Most Americans oppose the war in Afghanistan and are far more concerned about the teetering economic recovery at home.
“Over the last decade, we have spent a trillion dollars on war, at a time of rising debt and hard economic times,” Obama said. “Now, we must invest in America’s greatest resource – our people. America, it is time to focus on nation building here at home,” he added.
US defense secretary Robert Gates who is leaving his post by June 30 has endorsed Obama’s plan, saying it would give commanders enough time to succeed.
"I support the president's decision because it provides our commanders with enough resources, time and, perhaps most importantly, flexibility, to bring the surge to a successful conclusion," Gates said in a statement issued after Obama announced his plan.
Afghan war veteran turned peace-activist Jake Diliberto told RT that NATO should overhaul its approach to Afghanistan if it really wants to bring peace and prosperity there.
“The longer we stay in Afghanistan, the more enemies we create, because what happens in war are unintentional consequences, innocent people get killed, more people join the insurgency than normally would. Not having troops there does not allow the insurgency to grow. We have seen every year the longer troops stay the insurgency grows and anti-American, anti-Western, anti- European sentiment grows. So that is why we should leave more importantly than not.”
And while attention in the US is focused on the planned withdrawal from Afghanistan, the number of contractors in the country has been steadily increasing.
Ivan Ealand, Director of the Center on Peace & Liberty, says it is possible some of those soldiers will simply be replaced by private security personnel acting away from the public eye.
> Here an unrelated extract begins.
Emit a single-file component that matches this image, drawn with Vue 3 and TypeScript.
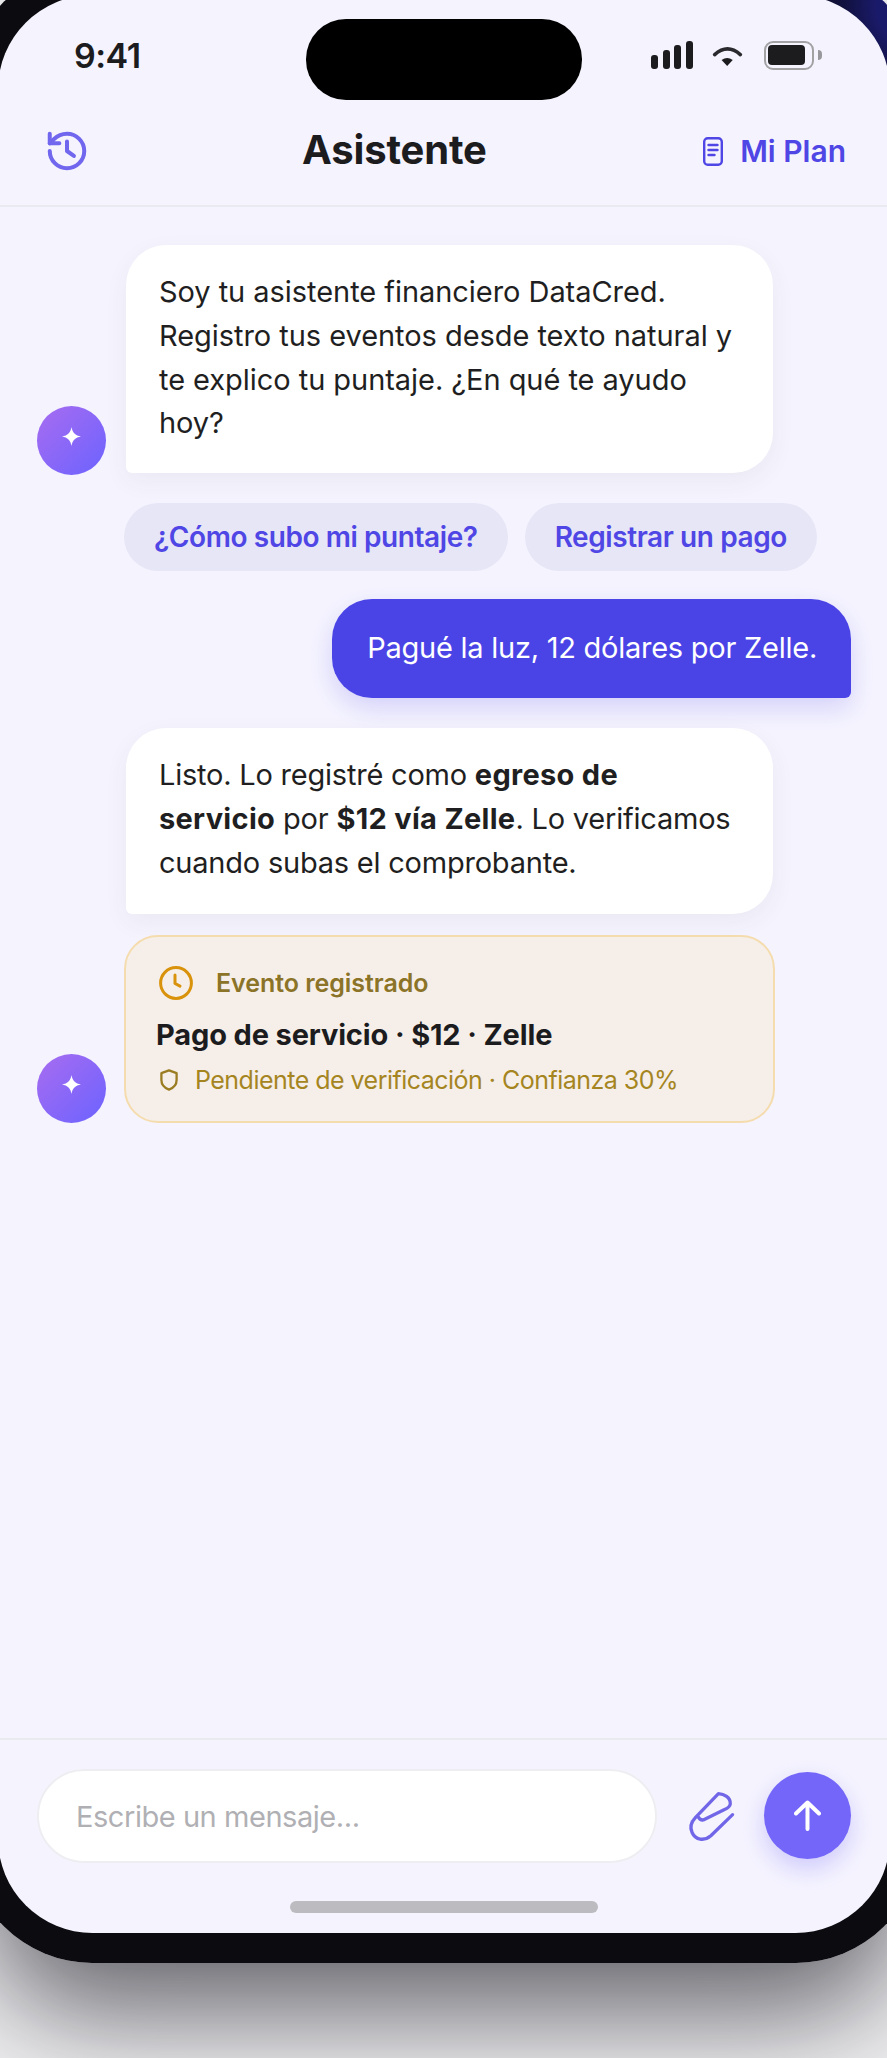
<script setup lang="ts">
const signalBars: number[] = [14, 19, 24, 28]
</script>

<template>
  <div class="stage">
    <div class="phone">
      <div class="screen">
        <div class="island"></div>
        <div class="status">
          <span class="time">9:41</span>
          <div class="status-icons">
            <div class="signal">
              <i v-for="h in signalBars" :key="h" :style="{ height: h + 'px' }"></i>
            </div>
            <svg class="wifi" viewBox="215 72 100 70">
              <path d="M226 104Q265 70 304 104" fill="none" stroke="#2a2a2e" stroke-width="11" stroke-linecap="round" />
              <path d="M247 121Q264 108 281 121L264 139Z" fill="#1c1c1e" />
            </svg>
            <div class="battery"><b></b></div>
            <div class="nub"></div>
          </div>
        </div>
        <header class="header">
          <svg class="history" viewBox="0 0 24 24" fill="none" stroke="#7166ee" stroke-width="2.1" stroke-linecap="round" stroke-linejoin="round">
            <path d="M3 12a9 9 0 1 0 9-9 9.75 9.75 0 0 0-6.74 2.74L3 8" />
            <path d="M3 3v5h5" />
            <path d="M12 7v5l3.6 2.6" />
          </svg>
          <h1 class="title">Asistente</h1>
          <div class="plan">
            <svg class="doc" viewBox="0 0 20 29" fill="none" stroke="#4f46e5" stroke-width="2.4" stroke-linecap="round">
              <rect x="1.2" y="1.2" width="17.6" height="26.6" rx="3.5" />
              <path d="M5.5 8h9M5.5 13h9M5.5 18h6" />
            </svg>
            <span>Mi Plan</span>
          </div>
        </header>

        <main class="messages">
          <div class="row">
            <div class="avatar">
              <svg viewBox="0 0 20 20"><path d="M10 0C11 6 14 9 20 10C14 11 11 14 10 20C9 14 6 11 0 10C6 9 9 6 10 0Z" fill="#fff" /></svg>
            </div>
            <div class="bubble">Soy tu asistente financiero DataCred. Registro tus eventos desde texto natural y te explico tu puntaje. ¿En qué te ayudo hoy?</div>
          </div>
          <div class="chips">
            <button class="chip">¿Cómo subo mi puntaje?</button>
            <button class="chip">Registrar un pago</button>
          </div>
          <div class="user-row">
            <div class="user-bubble">Pagué la luz, 12 dólares por Zelle.</div>
          </div>
          <div class="row row-flush">
            <div class="avatar">
              <svg viewBox="0 0 20 20"><path d="M10 0C11 6 14 9 20 10C14 11 11 14 10 20C9 14 6 11 0 10C6 9 9 6 10 0Z" fill="#fff" /></svg>
            </div>
            <div class="stack">
              <div class="bubble">Listo. Lo registré como <strong>egreso de<br />servicio</strong> por <strong>$12 vía Zelle</strong>. Lo verificamos cuando subas el comprobante.</div>
              <div class="card">
                <div class="card-head">
                  <svg class="clock" viewBox="0 0 34 34" fill="none" stroke="#d9920b" stroke-width="3" stroke-linecap="round" stroke-linejoin="round">
                    <circle cx="17" cy="17" r="15.4" />
                    <path d="M16 9v8.5l5 2.6" />
                  </svg>
                  <span>Evento registrado</span>
                </div>
                <div class="card-title">Pago de servicio · $12 · Zelle</div>
                <div class="card-meta">
                  <svg class="shield" viewBox="0 0 18 22" fill="none" stroke="#9a7d22" stroke-width="2.3" stroke-linejoin="round">
                    <path d="M9 1.4L16.6 4.2V11C16.6 15.6 13.4 19 9 20.6C4.6 19 1.4 15.6 1.4 11V4.2Z" />
                  </svg>
                  <span>Pendiente de verificación · Confianza 30%</span>
                </div>
              </div>
            </div>
          </div>
        </main>

        <footer class="footer">
          <div class="input-row">
            <div class="input">Escribe un mensaje...</div>
            <svg class="clip" viewBox="50 110 160 170" fill="none" stroke="#7166e8" stroke-width="10" stroke-linecap="round" stroke-linejoin="round">
              <path d="M191 191L125 255C105 272 78 268 68 245C60 228 64 215 78 200L148 127C165 128 185 138 184 158C183 168 175 172 165 176L102 207C95 208 90 204 87 198" />
            </svg>
            <button class="send">
              <svg viewBox="0 0 27 31" fill="none" stroke="#fff" stroke-width="4" stroke-linecap="round" stroke-linejoin="round">
                <path d="M13.5 29V2.5M2 13.5L13.5 2.5L25 13.5" />
              </svg>
            </button>
          </div>
          <div class="home"></div>
        </footer>
      </div>
    </div>
  </div>
</template>

<style>
html, body { margin: 0; background: #efeff1; }
</style>

<style scoped>
.stage {
  width: 887px;
  height: 2058px;
  overflow: hidden;
  background: #efeff1;
  font-family: Inter, "Liberation Sans", sans-serif;
  color: #1c1c1e;
}
.phone {
  width: 952px;
  box-sizing: border-box;
  margin: -35.5px 0 0 -32.5px;
  padding: 30px;
  border-radius: 124px;
  background: radial-gradient(circle at 100% 2%, #1a1a6a 2%, #11113f 3.5%, #0b0b10 6.5%);
  box-shadow: 0 70px 110px -20px rgba(10, 10, 20, 0.6);
}
.screen {
  position: relative;
  height: 1938.5px;
  box-sizing: border-box;
  padding: 0 2.5px;
  border-radius: 94.5px;
  overflow: hidden;
  background: #f5f4fe;
  display: flex;
  flex-direction: column;
}
.island {
  position: absolute;
  left: 308.5px;
  top: 24.5px;
  width: 276px;
  height: 81px;
  border-radius: 40px;
  background: #000;
}
.status {
  height: 121px;
  flex: none;
  display: flex;
  align-items: center;
  justify-content: space-between;
  padding: 0 65px 0 74px;
}
.time { font-size: 34px; font-weight: 600; letter-spacing: -0.5px; }
.status-icons { display: flex; align-items: center; }
.signal { display: flex; align-items: flex-end; gap: 4.6px; margin-right: 18px; }
.signal i { width: 7px; border-radius: 3px; background: #1c1c1e; display: block; }
.wifi { width: 33px; height: 23px; margin-right: 20px; }
.battery {
  width: 50px;
  height: 29px;
  box-sizing: border-box;
  border: 2.5px solid #a2a2a4;
  border-radius: 9px;
  padding: 2px;
}
.battery b { display: block; width: 37px; height: 20px; border-radius: 4px; background: #1c1c1e; }
.nub { width: 4px; height: 10px; margin-left: 4px; background: #98989c; border-radius: 0 5px 5px 0; }

.header {
  height: 71px;
  flex: none;
  box-sizing: content-box;
  padding: 0 41px 18px 46px;
  border-bottom: 2.5px solid #eaeaf1;
  display: flex;
  align-items: center;
  justify-content: space-between;
  position: relative;
}
.history { width: 46px; height: 46px; margin-left: -2px; }
.title {
  position: absolute;
  left: 302px;
  top: -1.5px;
  margin: 0;
  font-size: 40px;
  line-height: 71px;
  font-weight: 700;
  letter-spacing: -0.15px;
}
.plan {
  display: flex;
  align-items: center;
  gap: 17px;
  font-size: 30px;
  font-weight: 600;
  color: #4f46e5;
}
.doc { width: 20px; height: 29px; }

.messages {
  flex: 1;
  min-height: 0;
  padding: 38.5px 36px 0 37px;
  display: flex;
  flex-direction: column;
}
.row { display: flex; align-items: flex-end; gap: 20px; }
.avatar {
  width: 69px;
  height: 69px;
  flex: none;
  margin-bottom: -2px;
  border-radius: 50%;
  background: linear-gradient(135deg, #a86cf0, #6c63ff);
  display: flex;
  align-items: center;
  justify-content: center;
  padding-bottom: 8px;
  box-sizing: border-box;
}
.avatar svg { width: 19px; height: 19px; }
.row-flush { margin-top: 30px; }
.row-flush .avatar { margin-bottom: 0; }
.bubble {
  width: 647px;
  box-sizing: border-box;
  padding: 25px 36px 28px 33px;
  background: #fff;
  border-radius: 40px 40px 40px 6px;
  box-shadow: 0 8px 24px rgba(30, 30, 60, 0.06);
  font-size: 29px;
  line-height: 43.8px;
  letter-spacing: -0.05px;
  color: #1f1f22;
}
.stack .bubble { padding-bottom: 29.5px; letter-spacing: -0.22px; }
.bubble strong { font-weight: 700; letter-spacing: 0.3px; }
.chips { display: flex; gap: 17px; margin: 30px 0 0 87px; }
.chip {
  height: 68px;
  padding: 0 30px;
  border: 0;
  border-radius: 34px;
  background: #e6e6f7;
  color: #4f46e5;
  font: 600 28px Inter, "Liberation Sans", sans-serif;
  white-space: nowrap;
  letter-spacing: -0.42px;
}
.user-row { display: flex; justify-content: flex-end; margin-top: 28px; }
.user-bubble {
  height: 99px;
  box-sizing: border-box;
  padding: 0 34px 3px 35px;
  display: flex;
  align-items: center;
  border-radius: 40px 40px 6px 40px;
  background: #4a44e6;
  color: #fff;
  font-size: 29px;
  letter-spacing: -0.25px;
  box-shadow: 0 10px 26px rgba(79, 70, 229, 0.2);
}
.stack { display: flex; flex-direction: column; gap: 21px; }
.card {
  width: 651px;
  margin-left: -2px;
  height: 188px;
  box-sizing: border-box;
  padding: 29px 30px 0 30px;
  background: #f6efe9;
  border: 2.5px solid #f5dcae;
  border-radius: 34px;
}
.card-head {
  display: flex;
  align-items: center;
  gap: 23px;
  padding-left: 3px;
  height: 34px;
  font-size: 25px;
  font-weight: 600;
  letter-spacing: -0.05px;
  color: #8b7327;
}
.clock { width: 34px; height: 34px; }
.card-title {
  margin-top: 17px;
  font-size: 29px;
  line-height: 36px;
  font-weight: 700;
  letter-spacing: -0.14px;
  color: #1c1c1e;
}
.card-meta {
  margin-top: 10px;
  display: flex;
  align-items: center;
  gap: 17px;
  padding-left: 4px;
  height: 34px;
  font-size: 25px;
  letter-spacing: -0.52px;
  color: #a5851f;
}
.shield { width: 18px; height: 22px; }

.footer {
  height: 195px;
  flex: none;
  box-sizing: border-box;
  border-top: 2.5px solid #eaeaf1;
  padding: 28.5px 36px 0 37px;
}
.input-row { display: flex; align-items: center; }
.input {
  width: 620px;
  height: 94px;
  box-sizing: border-box;
  padding: 2px 0 0 37px;
  border: 2.5px solid #eeeef2;
  border-radius: 47px;
  background: #fff;
  display: flex;
  align-items: center;
  font-size: 29px;
  letter-spacing: -0.45px;
  color: #b0b0b4;
}
.clip { width: 53px; height: 56px; margin-left: 29px; }
.send {
  width: 87px;
  height: 87px;
  margin-left: 25px;
  padding: 0;
  border: 0;
  border-radius: 50%;
  background: #7366f8;
  box-shadow: 0 10px 24px rgba(115, 102, 248, 0.3);
  display: flex;
  align-items: center;
  justify-content: center;
}
.send svg { width: 27px; height: 31px; }
.home {
  width: 308px;
  height: 12px;
  margin: 38px 0 0 253px;
  border-radius: 6px;
  background: #bbbbc0;
}
</style>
“The American public is fed up with the war. Sixty-four per cent of the American public in a recent poll said that they want the US forces to begin pulling out. And of course the real challenge is just to hold the territory when the US leaves and that would fall to the Afghan forces. But the Afghan forces are incompetent and corrupt and they just don’t seem to be better after ten years of training. So there are a hundred thousand contractors in Iraq which equals the number of US forces there. And certainly the troops are coming back for a political reason. So it is not out of the possibility that they are doing a shell game and replacing the military forces with contractors.”
Obama is only pulling back the surge troops he sent in two years ago, while the US will still have nearly 70,000 troops on the ground in Afghanistan. Voice of Russia radio host and analyst Ricardo Young doubts that the president’s announcement will lead to a complete pullout.
“Let’s look at the history of America in most countries that they’ve had some kind of conflict in or some interest in,” said Young. “World War II ended, but the United States is still in Germany, in Korea, in Japan. And as many critics of the Obama administration have said, despite how many people the president announced he is going to withdraw, there may be a US presence in Afghanistan for decades to come.”
There are more than 100,000 U.S. troops in Afghanistan, of which about 30,000 are part of the U.S. surge ordered by Obama in 2009.
But ex-CIA officer Jack Rice says it is a mistake, and that local Afghan forces are not ready to take over.
“I think the Department of Defense and the White House are probably mischaracterizing how successful this is,” he argued. “One of the problems is [the suggestion] that somehow the US has broken the Taliban, or separated the Taliban from Al Qaeda. The fact is that the Taliban and Al Qaeda were separate organizations from the beginning, and simply characterizing them all as the same bad guys was one of the biggest mistakes the US ever made. We are going to see more instability.”